THE KROGER CO. ET AL., PETITIONERS,
v.
WORKERS' COMPENSATION APPEALS BOARD AND MIGUEL RODRIGUEZ, RESPONDENTS.



(W.C.A.B. Nos. ADJ2065496, ADJ4050189) PROCEEDINGS to review a decision of the Workers' Compensation Appeals Board. Richard Shapiro, Administrative Law Judge.

The opinion of the court was delivered by: Johnson, J.

CERTIFIED FOR PUBLICATION

Annulled and remanded.

The Rehabilitation Unit of the Division of Workers' Compensation (Rehabilitation Unit) awarded an injured employee a vocational rehabilitation maintenance allowance on November 7, 2007. The employer, The Kroger Company (Kroger), through its adjustor, Sedgwick CMS (Sedgwick), filed its notice of appeal on November 27, 2007. However, the workers' compensation administrative law judge (WCJ) and the Workers' Compensation Appeals Board (WCAB) concluded that the appeal had not been perfected because Sedgwick had not also filed a Declaration of Readiness to Proceed, a document which we describe more fully below.

Whether the appeal was perfected is crucial to the parties herein. As we explain in our opinion, the vocational rehabilitation program was repealed as of January 1, 2009. If an appeal of a decision of the Rehabilitation Unit was still pending as of January 1, 2009, that decision, not being final, could not be enforced after that date. On the other hand, if a decision of the Rehabilitation Unit entered prior to January 1, 2008 was final (and is not on appeal) before that date, the award is enforceable.
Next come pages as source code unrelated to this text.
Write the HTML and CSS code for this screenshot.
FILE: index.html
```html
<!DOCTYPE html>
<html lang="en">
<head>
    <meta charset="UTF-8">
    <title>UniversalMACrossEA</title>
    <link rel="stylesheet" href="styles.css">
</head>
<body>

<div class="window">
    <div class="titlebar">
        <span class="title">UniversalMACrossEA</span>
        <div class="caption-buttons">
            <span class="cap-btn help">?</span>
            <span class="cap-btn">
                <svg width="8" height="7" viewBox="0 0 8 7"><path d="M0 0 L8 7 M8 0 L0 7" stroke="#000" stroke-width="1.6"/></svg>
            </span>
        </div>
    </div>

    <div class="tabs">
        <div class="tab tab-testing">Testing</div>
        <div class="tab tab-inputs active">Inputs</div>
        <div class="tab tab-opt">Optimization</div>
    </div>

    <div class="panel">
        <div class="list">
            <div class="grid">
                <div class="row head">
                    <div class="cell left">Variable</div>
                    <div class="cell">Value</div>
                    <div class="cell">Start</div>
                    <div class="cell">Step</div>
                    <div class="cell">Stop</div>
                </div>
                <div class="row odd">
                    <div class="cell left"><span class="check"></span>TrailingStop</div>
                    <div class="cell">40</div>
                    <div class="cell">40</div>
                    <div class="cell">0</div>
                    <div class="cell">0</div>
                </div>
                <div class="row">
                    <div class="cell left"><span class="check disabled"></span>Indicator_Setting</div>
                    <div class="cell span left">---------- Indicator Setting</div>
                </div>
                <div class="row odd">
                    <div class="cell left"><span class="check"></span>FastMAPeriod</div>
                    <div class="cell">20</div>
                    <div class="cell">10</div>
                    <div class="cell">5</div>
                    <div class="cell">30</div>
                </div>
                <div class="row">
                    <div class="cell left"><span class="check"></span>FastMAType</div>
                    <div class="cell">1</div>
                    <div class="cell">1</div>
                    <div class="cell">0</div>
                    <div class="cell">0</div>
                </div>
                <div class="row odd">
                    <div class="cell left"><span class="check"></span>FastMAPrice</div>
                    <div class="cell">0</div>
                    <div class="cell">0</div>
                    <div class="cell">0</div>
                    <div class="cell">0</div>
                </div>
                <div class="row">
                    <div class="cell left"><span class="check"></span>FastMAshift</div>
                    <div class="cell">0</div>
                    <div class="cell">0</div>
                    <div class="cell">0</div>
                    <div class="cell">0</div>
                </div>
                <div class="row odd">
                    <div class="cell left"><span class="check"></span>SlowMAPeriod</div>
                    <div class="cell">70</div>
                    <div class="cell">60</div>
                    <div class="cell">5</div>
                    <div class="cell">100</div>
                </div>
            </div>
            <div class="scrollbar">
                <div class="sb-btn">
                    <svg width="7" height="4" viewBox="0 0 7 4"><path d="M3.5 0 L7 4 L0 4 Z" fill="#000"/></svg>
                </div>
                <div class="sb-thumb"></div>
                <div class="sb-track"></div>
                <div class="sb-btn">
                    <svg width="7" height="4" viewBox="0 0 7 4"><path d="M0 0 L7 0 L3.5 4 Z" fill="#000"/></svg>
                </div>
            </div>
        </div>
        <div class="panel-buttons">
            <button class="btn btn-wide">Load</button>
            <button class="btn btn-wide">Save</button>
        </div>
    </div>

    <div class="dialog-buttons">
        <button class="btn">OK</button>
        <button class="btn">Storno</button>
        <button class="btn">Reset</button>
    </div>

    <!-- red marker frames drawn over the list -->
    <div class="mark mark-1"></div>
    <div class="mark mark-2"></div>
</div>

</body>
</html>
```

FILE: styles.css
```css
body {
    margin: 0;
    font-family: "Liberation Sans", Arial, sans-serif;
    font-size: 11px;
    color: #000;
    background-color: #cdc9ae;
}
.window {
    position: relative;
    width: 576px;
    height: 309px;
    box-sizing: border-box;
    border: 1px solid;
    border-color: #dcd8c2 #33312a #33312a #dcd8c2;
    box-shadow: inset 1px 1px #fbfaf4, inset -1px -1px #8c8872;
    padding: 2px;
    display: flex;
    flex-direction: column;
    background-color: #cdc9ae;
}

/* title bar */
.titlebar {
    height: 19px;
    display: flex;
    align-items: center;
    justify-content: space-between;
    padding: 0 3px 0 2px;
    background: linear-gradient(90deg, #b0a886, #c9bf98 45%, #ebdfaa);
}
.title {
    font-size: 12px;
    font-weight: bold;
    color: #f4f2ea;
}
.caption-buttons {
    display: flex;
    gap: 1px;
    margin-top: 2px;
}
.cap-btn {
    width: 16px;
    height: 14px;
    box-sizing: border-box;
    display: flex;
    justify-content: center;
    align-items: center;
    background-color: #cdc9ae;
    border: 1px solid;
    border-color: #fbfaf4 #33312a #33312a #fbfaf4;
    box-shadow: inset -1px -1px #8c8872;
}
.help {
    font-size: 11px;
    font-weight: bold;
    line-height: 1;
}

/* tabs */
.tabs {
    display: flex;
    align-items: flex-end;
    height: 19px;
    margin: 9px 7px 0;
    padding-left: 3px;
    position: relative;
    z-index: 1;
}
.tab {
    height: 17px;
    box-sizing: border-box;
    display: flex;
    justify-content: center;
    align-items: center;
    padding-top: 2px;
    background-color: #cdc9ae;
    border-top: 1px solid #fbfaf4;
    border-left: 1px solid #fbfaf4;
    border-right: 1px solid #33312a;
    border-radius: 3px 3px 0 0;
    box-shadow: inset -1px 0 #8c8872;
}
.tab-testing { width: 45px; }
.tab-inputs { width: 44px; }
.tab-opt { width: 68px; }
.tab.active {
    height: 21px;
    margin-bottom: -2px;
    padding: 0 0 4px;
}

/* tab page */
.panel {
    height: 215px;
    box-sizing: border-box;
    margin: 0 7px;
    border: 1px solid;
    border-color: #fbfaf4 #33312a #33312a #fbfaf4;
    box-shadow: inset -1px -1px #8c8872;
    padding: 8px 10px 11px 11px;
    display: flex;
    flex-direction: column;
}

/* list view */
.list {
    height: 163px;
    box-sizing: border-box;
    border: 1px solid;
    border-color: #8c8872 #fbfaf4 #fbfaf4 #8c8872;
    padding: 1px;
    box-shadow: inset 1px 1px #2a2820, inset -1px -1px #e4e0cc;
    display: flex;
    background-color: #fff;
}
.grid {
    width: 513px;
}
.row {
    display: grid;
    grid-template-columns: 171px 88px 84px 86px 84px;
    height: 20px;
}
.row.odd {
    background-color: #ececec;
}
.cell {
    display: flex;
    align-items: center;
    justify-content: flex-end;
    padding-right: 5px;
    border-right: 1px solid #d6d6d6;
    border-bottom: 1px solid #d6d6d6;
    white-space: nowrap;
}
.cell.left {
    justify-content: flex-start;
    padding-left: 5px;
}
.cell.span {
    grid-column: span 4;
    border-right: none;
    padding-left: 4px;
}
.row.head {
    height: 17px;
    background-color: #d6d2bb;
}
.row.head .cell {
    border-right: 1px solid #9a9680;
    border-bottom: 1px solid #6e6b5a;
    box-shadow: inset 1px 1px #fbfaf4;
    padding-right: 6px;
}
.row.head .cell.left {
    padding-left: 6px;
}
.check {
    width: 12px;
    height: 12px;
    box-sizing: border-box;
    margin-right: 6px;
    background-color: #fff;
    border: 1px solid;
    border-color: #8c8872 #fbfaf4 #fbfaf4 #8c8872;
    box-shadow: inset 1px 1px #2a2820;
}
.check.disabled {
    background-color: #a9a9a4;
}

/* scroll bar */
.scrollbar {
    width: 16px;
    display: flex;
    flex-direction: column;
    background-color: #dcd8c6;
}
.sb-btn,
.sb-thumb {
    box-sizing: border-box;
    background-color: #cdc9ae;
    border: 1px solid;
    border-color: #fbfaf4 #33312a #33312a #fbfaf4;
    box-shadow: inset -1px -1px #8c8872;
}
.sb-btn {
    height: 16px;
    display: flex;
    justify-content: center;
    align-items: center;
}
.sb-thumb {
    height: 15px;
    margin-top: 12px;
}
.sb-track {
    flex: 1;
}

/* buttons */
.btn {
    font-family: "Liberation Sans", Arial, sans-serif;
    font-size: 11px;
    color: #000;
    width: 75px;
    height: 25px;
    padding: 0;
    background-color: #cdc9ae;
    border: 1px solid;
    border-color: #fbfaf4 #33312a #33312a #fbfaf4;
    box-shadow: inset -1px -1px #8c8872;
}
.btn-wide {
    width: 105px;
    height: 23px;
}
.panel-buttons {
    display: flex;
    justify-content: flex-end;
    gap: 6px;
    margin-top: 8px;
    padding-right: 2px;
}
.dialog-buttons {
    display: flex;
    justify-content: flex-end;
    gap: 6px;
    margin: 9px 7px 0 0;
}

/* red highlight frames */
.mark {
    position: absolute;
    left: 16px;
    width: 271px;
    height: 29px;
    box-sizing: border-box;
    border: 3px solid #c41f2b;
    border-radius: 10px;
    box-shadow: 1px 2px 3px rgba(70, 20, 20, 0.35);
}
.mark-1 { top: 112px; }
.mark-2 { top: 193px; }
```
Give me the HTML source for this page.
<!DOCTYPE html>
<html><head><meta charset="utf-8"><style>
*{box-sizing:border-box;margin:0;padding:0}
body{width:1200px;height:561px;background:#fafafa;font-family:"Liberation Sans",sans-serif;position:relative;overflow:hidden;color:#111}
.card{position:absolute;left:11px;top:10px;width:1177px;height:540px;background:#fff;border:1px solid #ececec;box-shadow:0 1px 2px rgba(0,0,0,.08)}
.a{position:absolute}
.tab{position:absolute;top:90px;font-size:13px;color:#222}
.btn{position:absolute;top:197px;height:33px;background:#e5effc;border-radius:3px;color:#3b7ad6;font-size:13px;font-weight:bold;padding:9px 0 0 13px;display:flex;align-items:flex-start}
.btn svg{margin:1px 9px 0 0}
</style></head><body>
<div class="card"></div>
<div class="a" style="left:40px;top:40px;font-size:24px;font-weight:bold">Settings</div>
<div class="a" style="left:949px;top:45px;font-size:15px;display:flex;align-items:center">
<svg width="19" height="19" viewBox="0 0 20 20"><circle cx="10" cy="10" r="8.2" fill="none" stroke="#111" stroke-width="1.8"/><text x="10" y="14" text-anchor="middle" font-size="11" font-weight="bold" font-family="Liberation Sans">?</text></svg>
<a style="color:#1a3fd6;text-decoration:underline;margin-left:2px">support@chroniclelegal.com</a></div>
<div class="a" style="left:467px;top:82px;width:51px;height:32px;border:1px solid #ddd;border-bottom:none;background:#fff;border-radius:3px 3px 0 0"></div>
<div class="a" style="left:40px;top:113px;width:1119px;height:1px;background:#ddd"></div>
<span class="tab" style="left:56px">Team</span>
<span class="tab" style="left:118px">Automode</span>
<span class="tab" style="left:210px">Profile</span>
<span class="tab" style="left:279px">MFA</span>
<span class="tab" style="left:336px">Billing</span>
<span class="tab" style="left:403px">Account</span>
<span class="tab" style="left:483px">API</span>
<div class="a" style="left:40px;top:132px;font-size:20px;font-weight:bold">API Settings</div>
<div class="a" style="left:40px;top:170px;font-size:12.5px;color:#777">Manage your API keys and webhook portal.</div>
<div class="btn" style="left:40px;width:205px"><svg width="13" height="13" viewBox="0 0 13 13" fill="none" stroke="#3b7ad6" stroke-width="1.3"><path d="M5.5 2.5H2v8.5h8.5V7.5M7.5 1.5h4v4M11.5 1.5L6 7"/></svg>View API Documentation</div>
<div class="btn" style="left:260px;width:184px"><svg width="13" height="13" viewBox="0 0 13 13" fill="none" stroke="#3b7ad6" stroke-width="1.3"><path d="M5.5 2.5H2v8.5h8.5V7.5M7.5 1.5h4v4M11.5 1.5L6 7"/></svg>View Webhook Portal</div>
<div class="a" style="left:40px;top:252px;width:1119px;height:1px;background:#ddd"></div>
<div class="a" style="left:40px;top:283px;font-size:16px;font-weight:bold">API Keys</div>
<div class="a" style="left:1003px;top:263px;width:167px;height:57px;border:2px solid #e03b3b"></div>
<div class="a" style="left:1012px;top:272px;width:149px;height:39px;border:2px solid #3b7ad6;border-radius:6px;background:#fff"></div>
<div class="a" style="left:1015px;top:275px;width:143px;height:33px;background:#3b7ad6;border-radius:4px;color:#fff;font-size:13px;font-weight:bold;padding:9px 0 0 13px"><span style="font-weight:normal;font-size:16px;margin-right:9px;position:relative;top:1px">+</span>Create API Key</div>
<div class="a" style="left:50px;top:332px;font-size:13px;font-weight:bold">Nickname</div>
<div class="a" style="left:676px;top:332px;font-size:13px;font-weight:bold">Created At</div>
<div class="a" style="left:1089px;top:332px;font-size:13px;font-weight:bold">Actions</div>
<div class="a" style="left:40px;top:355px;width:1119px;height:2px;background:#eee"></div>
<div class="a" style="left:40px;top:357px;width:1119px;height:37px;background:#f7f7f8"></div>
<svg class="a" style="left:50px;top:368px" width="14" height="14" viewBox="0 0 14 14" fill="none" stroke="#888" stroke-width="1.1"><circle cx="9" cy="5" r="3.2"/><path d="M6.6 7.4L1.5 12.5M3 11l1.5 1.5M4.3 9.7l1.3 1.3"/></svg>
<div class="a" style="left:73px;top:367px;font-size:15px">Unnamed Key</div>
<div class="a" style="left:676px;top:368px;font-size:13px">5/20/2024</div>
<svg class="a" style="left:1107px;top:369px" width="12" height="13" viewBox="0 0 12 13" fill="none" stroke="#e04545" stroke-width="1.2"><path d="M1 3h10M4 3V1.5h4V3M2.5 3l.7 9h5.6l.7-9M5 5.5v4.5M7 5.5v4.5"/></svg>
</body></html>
We conclude that the Declaration of Readiness to Proceed was not required to perfect the appeal from the decision of the Rehabilitation Unit and we therefore annul the WCAB's decision.

We granted the petition for review filed by Kroger and Sedgwick in order to set aside the WCAB's erroneous decision and also because the vitality of appeals taken from decisions of the Rehabilitation Unit prior to January 1, 2008 appears to surface from time to time, even though the scheme of vocational rehabilitation has been repealed. Why this issue can arise after the repeal of the underlying program is explained in our opinion.

PROCEDURAL HISTORY

Respondent Miguel Rodriguez, while employed as a grocery manager, sustained an injury to his left knee on November 24, 1999 in the course and scope of employment. He apparently sustained a second injury on December 30, 1999; both injuries were admitted and involved as employer a predecessor or subsidiary of petitioner Kroger. Rodriguez filed two workers' compensation claims.

On November 7, 2007, the Rehabilitation Unit awarded Rodriguez retroactive vocational rehabilitation maintenance allowance (VRMA) from March 10, 2000, the VRMA to continue beyond November 7, 2007. The notice of the award stated that an appeal of the award had to be filed within 20 days from the date the award was served.

On November 27, 2007, Sedgwick filed a document captioned "PETITION FOR APPEAL OF THE DETERMINATION OF THE REHABILITATION UNIT DATED NOVEMBER 7, 2007." This document is really more than a notice of appeal in that it sets forth at some length why the Rehabilitation Unit's award should be set aside. On the very next day, Sedgwick filed an amended petition for appeal of the determination of the Rehabilitation Unit in which it set forth in greater length its arguments on the merits of the appeal, with extensive documentation supporting the arguments.

On the same day that Sedgwick filed the aforesaid amended notice, i.e., on November 28, 2007, it filed, or attempted to file, a Declaration of Readiness to Proceed; following the usage of the parties, we will refer to this document as the "DOR." We say "attempted," in that the evidence is in conflict as to whether the DOR was actually filed. Since we conclude that the DOR was not required to perfect the appeal, it is of no moment when or whether the DOR was filed.

The DOR is a preprinted form on one page that in substance states, over counsel's signature, that the party filing the form is ready to proceed; the DOR also offers an opportunity to request a settlement or other like conference. It is much like the at issue memorandum in civil litigation and offers nothing of substance, other than the indication that the party filing the DOR is ready for the hearing or, as in this case, the hearing of the appeal.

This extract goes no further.